Scalable spin squeezing from spontaneous breaking of a continuous symmetry

TL;DR

This paper demonstrates that adiabatic processes in quantum spin models with continuous symmetry breaking can produce highly spin-squeezed states with minimal uncertainty, scalable with system size, useful for quantum metrology.

Contribution

It shows that spontaneous symmetry breaking in XXZ models enables adiabatic creation of near-minimal spin uncertainty states with a specific N^{-3/4} scaling.

Findings

Spin squeezing achieved through symmetry breaking.

Minimum phase uncertainty scales as N^{-3/4}.
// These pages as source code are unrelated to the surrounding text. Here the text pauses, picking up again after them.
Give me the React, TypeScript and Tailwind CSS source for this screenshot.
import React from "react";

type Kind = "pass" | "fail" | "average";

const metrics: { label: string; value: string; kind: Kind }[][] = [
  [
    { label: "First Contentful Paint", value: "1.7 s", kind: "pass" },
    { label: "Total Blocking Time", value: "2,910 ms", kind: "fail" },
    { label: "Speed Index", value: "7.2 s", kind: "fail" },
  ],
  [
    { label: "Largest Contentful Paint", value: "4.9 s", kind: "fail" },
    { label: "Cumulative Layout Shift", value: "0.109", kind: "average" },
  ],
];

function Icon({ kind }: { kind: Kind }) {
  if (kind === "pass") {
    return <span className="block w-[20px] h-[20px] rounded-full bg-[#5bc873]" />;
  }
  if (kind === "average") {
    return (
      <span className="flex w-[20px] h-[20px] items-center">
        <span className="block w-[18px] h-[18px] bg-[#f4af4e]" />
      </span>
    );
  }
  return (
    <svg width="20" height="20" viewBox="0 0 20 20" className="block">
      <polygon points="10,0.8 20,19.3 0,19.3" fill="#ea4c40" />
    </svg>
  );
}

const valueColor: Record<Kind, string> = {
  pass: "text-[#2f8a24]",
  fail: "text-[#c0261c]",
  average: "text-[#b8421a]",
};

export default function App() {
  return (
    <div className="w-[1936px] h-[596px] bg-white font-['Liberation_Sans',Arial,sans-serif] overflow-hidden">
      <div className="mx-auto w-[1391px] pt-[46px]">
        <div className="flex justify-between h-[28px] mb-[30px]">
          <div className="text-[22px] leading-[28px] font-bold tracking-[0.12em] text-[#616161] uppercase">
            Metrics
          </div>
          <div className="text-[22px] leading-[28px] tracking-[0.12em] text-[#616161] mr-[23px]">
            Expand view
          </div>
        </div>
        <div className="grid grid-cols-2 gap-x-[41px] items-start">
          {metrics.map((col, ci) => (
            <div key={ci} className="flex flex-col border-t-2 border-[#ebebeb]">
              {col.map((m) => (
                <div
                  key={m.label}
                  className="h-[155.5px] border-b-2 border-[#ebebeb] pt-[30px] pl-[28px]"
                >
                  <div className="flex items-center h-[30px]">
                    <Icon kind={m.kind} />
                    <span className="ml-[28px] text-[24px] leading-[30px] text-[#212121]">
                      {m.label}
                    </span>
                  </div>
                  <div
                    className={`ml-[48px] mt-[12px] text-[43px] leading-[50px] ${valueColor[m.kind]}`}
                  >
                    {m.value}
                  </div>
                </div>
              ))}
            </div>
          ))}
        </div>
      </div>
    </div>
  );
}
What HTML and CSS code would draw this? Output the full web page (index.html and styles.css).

Preparation time scales linearly with the number of spins.

Abstract

Spontaneous symmetry breaking (SSB) is a property of Hamiltonian equilibrium states which, in the thermodynamic limit, retain a finite average value of an order parameter even after a field coupled to it is adiabatically turned off. In the case of quantum spin models with continuous symmetry, we show that this adiabatic process is also accompanied by the suppression of the fluctuations of the symmetry generator -- namely, the collective spin component along an axis of symmetry. In systems of $S=1/2$ spins or qubits, the combination of the suppression of fluctuations along one direction and of the persistence of transverse magnetization leads to spin squeezing -- a much sought-after property of quantum states, both for the purpose of entanglement detection as well as for metrological uses. Focusing on the case of XXZ models spontaneously breaking a U(1) (or even SU(2)) symmetry, we show that the adiabatically prepared states have nearly minimal spin uncertainty; that the minimum phase uncertainty that one can achieve with these states scales as $N^{-3/4}$ with the number of spins $N$; and that this scaling is attained after an adiabatic preparation time scaling linearly with $N$. Our findings open the door to the adiabatic preparation of strongly spin-squeezed states in a large variety of quantum many-body devices including e.g. optical lattice clocks.